This is not a proper solution, its a bandaid fix, and its bad practice. You should avoid using waits (wait, task.wait, etc) for anything other than actual timing, at all costs.

The reason is because waiting unnecessarily slows down your code (on top of the performance impacts of plain wait which task.wait addresses). It doesn’t have a big effect in most cases, but, it is absolutely bad practice, and, when relying on asynchronous stuff like this creates a race condition. If the wait call happens to be initiated earlier compared to a separate piece of code (in this case, the camera controller) the warning (or error) would be produced. This might mean that people with faster hardware than you could encounter an error, or your game breaking because Roblox upgrades their servers, or the order of which script runs first changes (or Adopt Me releases an update and takes out the NASA super computer)

This is probably the most common example of race conditions on Roblox, and its extremely common. It causes probably one of the hardest to fix bugs because it is virtually impossible to debug due to the issue entirely being based on time. You’d have to potentially consider every location where you yield in your code.

The most common place you’ll experience the effects of a bug like this is in any game which seems to just sometimes break at random, for example, a lot of older games like Daxter33’s paintball had experienced issues where rounds or maps would fail to load, or maps would load after players had spawned (and died). Because its timing based, its basically completely random whether or not the race condition will cause an issue, and said issue might only happen 5% of the time, but that’s still a lot more than 0%.

Commonly you will see wait(1) placed at the top of scripts but this is still not a proper fix, its a pretty hacky fix, and its a bandaid. Even if it is statistically impossible that there will be a conflict caused by the race condition, you shouldn’t be doing this to avoid problems (its literally the equivalent of making your code procrastinate on its homework).

Any time issues like this come up, Roblox provides events, or functions which allow you to avoid the issues and have your code executing immediately, rather than 0.1 seconds in the future or something.

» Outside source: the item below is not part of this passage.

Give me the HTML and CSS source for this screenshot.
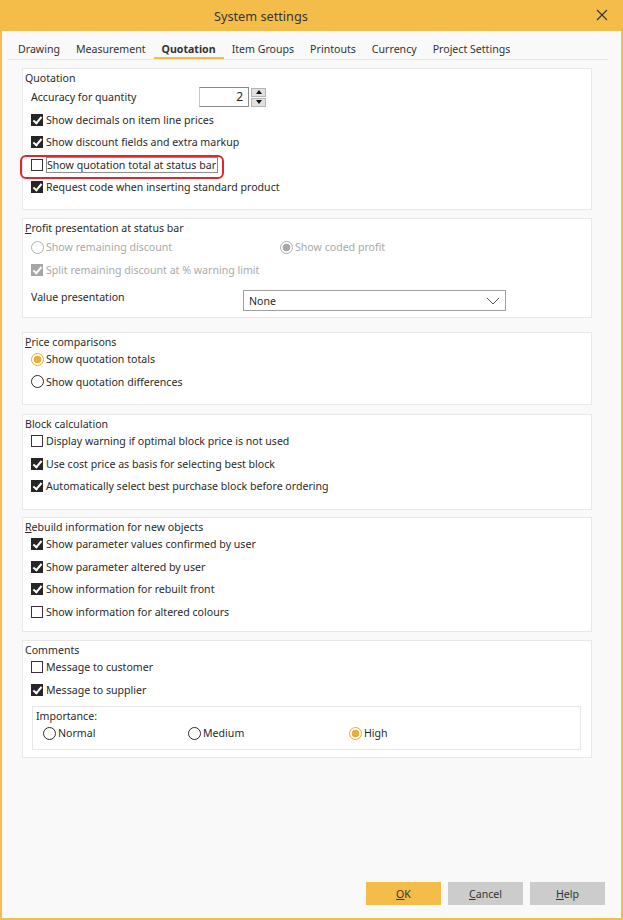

In a case like this where they don’t provide a way, or at least, not one which can feasibly be worked out by people, its absolutely a bug, and/or deserves addressal. I would even argue in this case that this warning is improper, because it explicitly requires and implies user code must work around Roblox code, whereas what should be occurring is that Roblox code works around user code (the issue is addressed by a warning, but instead it should be addressed by accounting for any potential problems that’d be caused, and if there are no problems, there should be no warning)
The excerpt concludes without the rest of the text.